Toshiyuki Nakagaki, Atsushi Tero, Seiji Takagi, Tetsu Saigusa, Kentaro Ito, Kenji Yumiki, Ryo Kobayashi of Japan, and Dan Bebber, Mark Fricker of the UK, were jointly awarded the 2010 Ig Nobel Transportation Planning prize for using slime mould to determine the optimal routes for railroad tracks. See: ‘Rules for Biologically Inspired Adaptive Network Design’ in Science, Vol. 327. no. 5964, January 22, 2010, pp. 439-42.
If slime moulds can help plan the Tokyo rail network, might they also successfully apply their ’embodied intelligence’ to rationalise motorway network topology? Specifically French motorway network topology? This is the question asked – and answered – in a new research study scheduled for publication in the journal Environment and Planning B Planning and Design entitled: ‘Evaluation of French motorway network in relation to slime mould transport networks’ The photos below show slime mould explorations (in Petri dishes) where oat flakes are used to represent the major French urban centres.
“We demonstrate that despite the apparent complexity of the challenge, Physarum can successfully apply its embodied intelligence to rationalise the motorway topology. We also demonstrate that such calculations prove challenging in the face of significant obstacles such as, mountainous terrain and may account for the missing route between Nice, Grenoble, Avignon and Lyon.”

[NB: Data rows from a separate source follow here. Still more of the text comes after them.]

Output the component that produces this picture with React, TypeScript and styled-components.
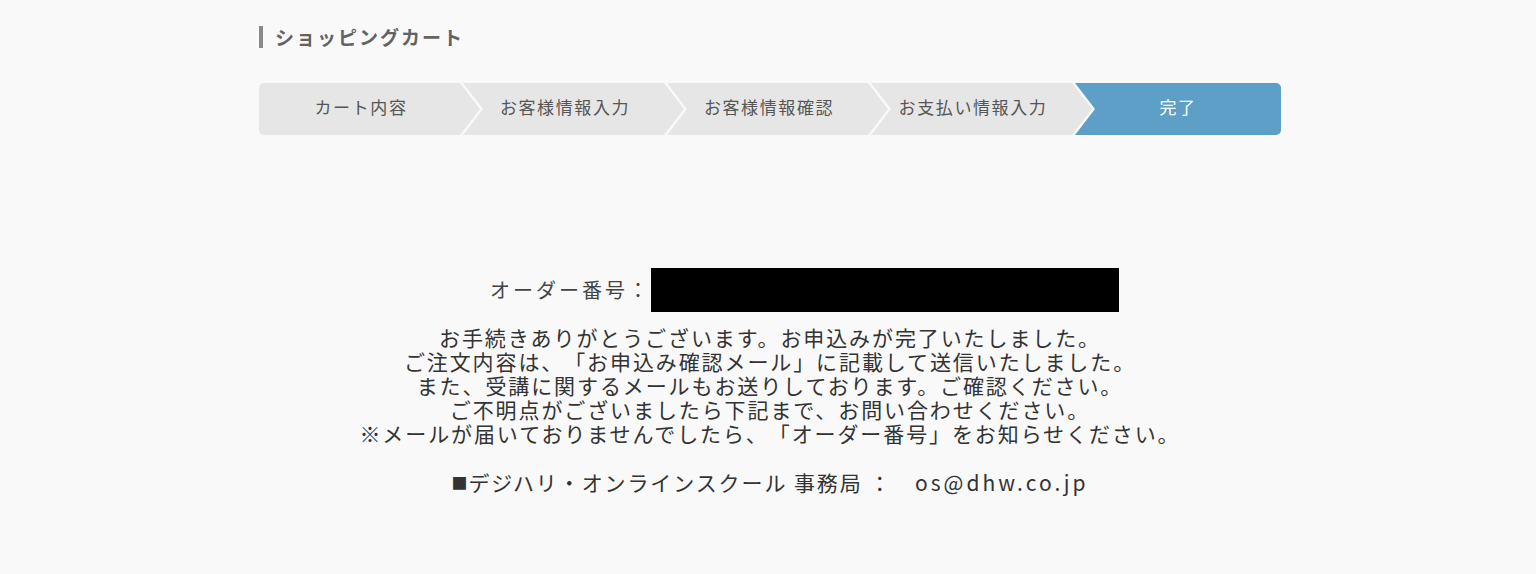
import React from "react";
import styled, { createGlobalStyle } from "styled-components";

const GlobalStyle = createGlobalStyle`
  html, body {
    margin: 0;
    padding: 0;
    background: #f9f9f9;
  }
  body {
    font-family: "Noto Sans CJK JP", "Noto Sans", sans-serif;
    color: #333;
    text-spacing-trim: space-all;
  }
`;

const Page = styled.div`
  box-sizing: border-box;
  width: 1026px;
  margin: 0 auto;
  padding: 26px 0 0 4px;
  min-height: 574px;
`;

const Title = styled.h1`
  margin: 0;
  border-left: 4px solid #8a8a8a;
  padding-left: 12px;
  font-size: 19px;
  line-height: 22px;
  font-weight: 700;
  letter-spacing: 2px;
  color: #636363;
`;

const Steps = styled.ol`
  list-style: none;
  margin: 35px 0 0;
  padding: 0;
  display: flex;
  height: 52px;
`;

const Step = styled.li<{ $first?: boolean; $last?: boolean; $active?: boolean }>`
  flex: ${(p) => (p.$last ? "1 1 auto" : "0 0 221px")};
  margin-left: ${(p) => (p.$first ? "0" : "-17px")};
  display: flex;
  align-items: center;
  justify-content: center;
  padding: ${(p) => (p.$last ? "0 0 5px 0" : "0 17px 5px 0")};
  box-sizing: border-box;
  background: ${(p) => (p.$active ? "#5e9fc8" : "#e6e6e6")};
  color: ${(p) => (p.$active ? "#ffffff" : "#555")};
  font-size: 17px;
  letter-spacing: 1.6px;
  border-radius: ${(p) => (p.$first ? "5px 0 0 5px" : p.$last ? "0 5px 5px 0" : "0")};
  clip-path: ${(p) =>
    p.$first
      ? "polygon(0 0, calc(100% - 20px) 0, 100% 50%, calc(100% - 20px) 100%, 0 100%)"
      : p.$last
      ? "polygon(0 0, 100% 0, 100% 100%, 0 100%, 20px 50%)"
      : "polygon(0 0, calc(100% - 20px) 0, 100% 50%, calc(100% - 20px) 100%, 0 100%, 20px 50%)"};
`;

const OrderRow = styled.div`
  margin-top: 133px;
  display: grid;
  grid-template-columns: 392px 468px;
  align-items: center;
`;

const OrderLabel = styled.div`
  text-align: right;
  font-size: 20px;
  letter-spacing: 3px;
  color: #444;
  padding-bottom: 2px;
`;

const MaskBox = styled.div`
  height: 44px;
  background: #000;
`;

const Message = styled.div`
  margin-top: 13px;
  text-align: center;
  font-size: 21px;
  line-height: 24px;
  letter-spacing: 1.9px;
  color: #333;
`;

const Line = styled.p`
  margin: 0;
`;

const Contact = styled.p`
  margin: 25px 0 0;
  text-align: center;
  font-size: 21px;
  line-height: 24px;
  letter-spacing: 1.9px;
  color: #333;
  white-space: pre;
`;

const Square = styled.span`
  font-size: 16px;
  letter-spacing: 1px;
  vertical-align: 2px;
`;

const Mail = styled.span`
  letter-spacing: 3px;
`;

const steps = ["カート内容", "お客様情報入力", "お客様情報確認", "お支払い情報入力", "完了"];

const lines = [
  "お手続きありがとうございます。お申込みが完了いたしました。",
  "ご注文内容は、「お申込み確認メール」に記載して送信いたしました。",
  "また、受講に関するメールもお送りしております。ご確認ください。",
  "ご不明点がございましたら下記まで、お問い合わせください。",
  "※メールが届いておりませんでしたら、「オーダー番号」をお知らせください。",
];

export default function App() {
  return (
    <>
      <GlobalStyle />
      <Page>
        <Title>ショッピングカート</Title>
        <Steps>
          {steps.map((s, i) => (
            <Step
              key={s}
              $first={i === 0}
              $last={i === steps.length - 1}
              $active={i === steps.length - 1}
            >
              {s}
            </Step>
          ))}
        </Steps>
        <OrderRow>
          <OrderLabel>オーダー番号：</OrderLabel>
          <MaskBox />
        </OrderRow>
        <Message>
          {lines.map((l) => (
            <Line key={l}>{l}</Line>
          ))}
        </Message>
        <Contact>
          <Square>■</Square>
          {"デジハリ・オンラインスクール 事務局 ：　"}
          <Mail>os@dhw.co.jp</Mail>
        </Contact>
      </Page>
    </>
  );
}
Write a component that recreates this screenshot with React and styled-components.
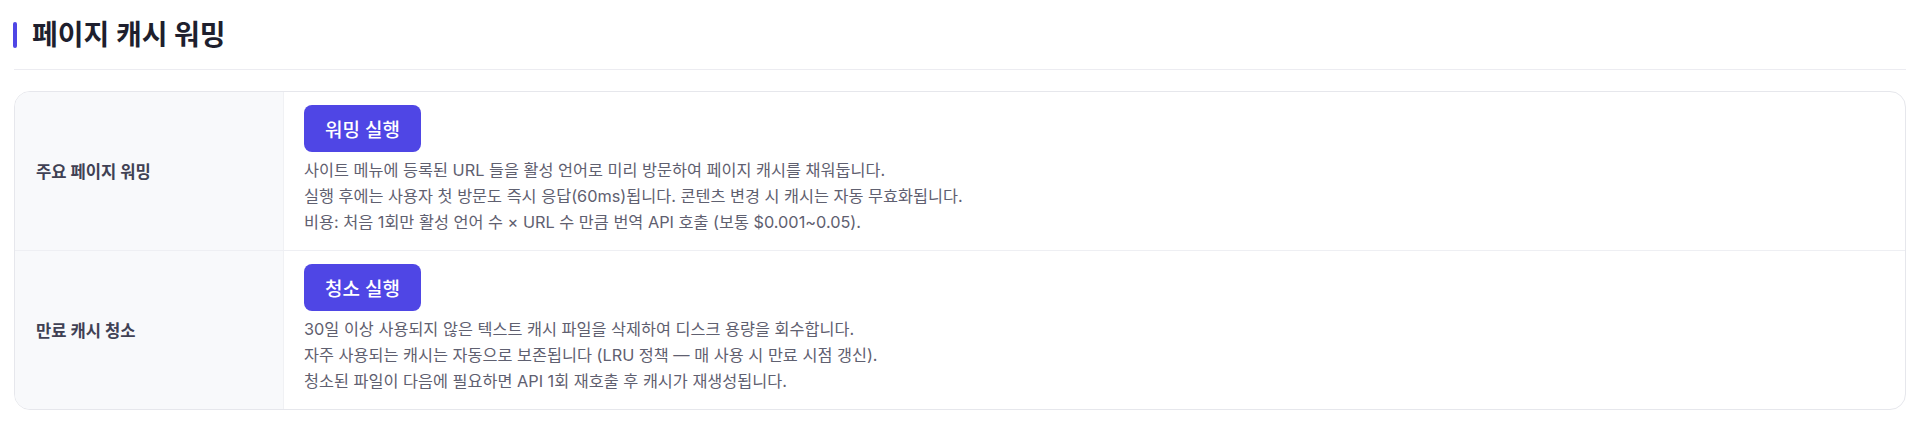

The team also note possibilities for future research work, using spiders instead of mould:
“For a further study, it would be interesting to experiment whether a spider would construct a similar network structure given the same boundary constraints as topographically delineated at the French frontiers.”
Note: The new paper doesn’t cite the recent work by Dimonte, Adamatzky, Erokhin and Levin who found that : ‘Slime moulds prefer right turns’
UPDATE (September 8, 2016): They also do it in 3D, Reto Schneider reports.